In realtà, sappiamo anche che nel frattempo il testo licenziato dall'Assemblea costituente non è stato approvato, che è in corso la stesura di un secondo testo che però anche questa volta rischia di non passare e di lasciare in vigore la costituzione del 1980, che la situazione economica del Cile non è facile, che Gabriel Boric ha fatto alcuni passi falsi nella sua strategia politica, e che sta crescendo il partito di estrema destra al punto che alle prossime elezioni si rischia la vittoria del loro candidato. Come qualcuno fa notare, il problema del Cile è che non ha fatto del tutto i conti con la dittatura, perché Pinochet non è stato destituito e sconfitto, ma solo la sua morte ha portato a un processo lento e parziale di transizione democratica.
Insomma, la speranza accesa dal documentario di Guzmán inevitabilmente si scontra con l'evoluzione degli eventi, che non fa ben sperare e ci riporta alla mente tante altre rivoluzioni nate dal basso che hanno portato al rovesciamento di governi non democratici, ma che sul medio termine non sono riuscite a stabilizzare nuovi equilibri democratici e basati su principi egualitari, anzi hanno dovuto assistere ad involuzioni fortemente antidemocratiche.
Il mondo in questi ultimi tempi - sarà anche per la mia età - mi sembra una pentola a pressione, in cui i malumori per un sistema socio-economico malato che concentra la ricchezza in poche mani e produce disuguaglianze enormi continuano a crescere, ma le uniche risposte che arrivano dalle istituzioni e dalla politica sono di stampo populista e parlano alla parte meno nobile del nostro essere umani.

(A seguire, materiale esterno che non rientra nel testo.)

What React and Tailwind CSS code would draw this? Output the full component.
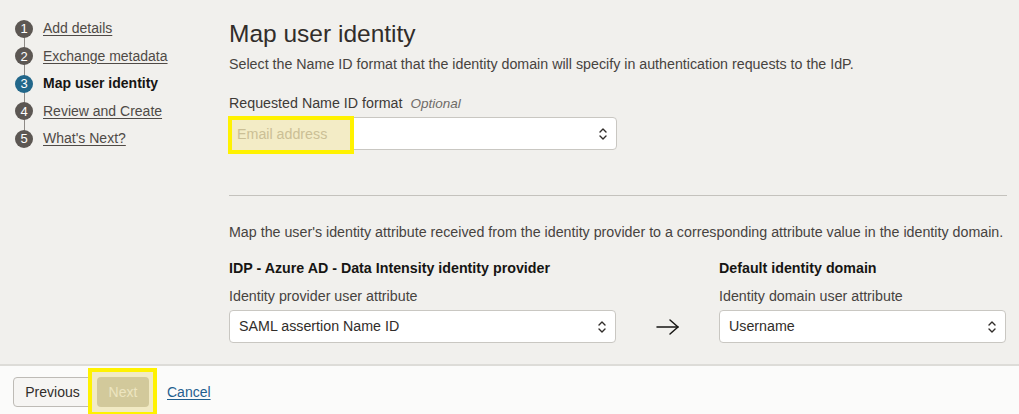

Personalmente sono purtroppo pessimista rispetto a questa situazione, perché faccio davvero fatica a intravedere anche solo lontanamente delle strade e delle soluzioni. La globalizzazione di alcuni fenomeni socio-economici fa sì che la strada verso un futuro diverso non possa essere percorsa con speranza di successo da un solo paese, perché inevitabilmente le politiche nazionali sono inserite in un sistema globale complesso e perché spesso i processi che avvengono in alcuni paesi sono fortemente condizionati dalle ingerenze di paesi più forti che tengono a mantenere determinati equilibri.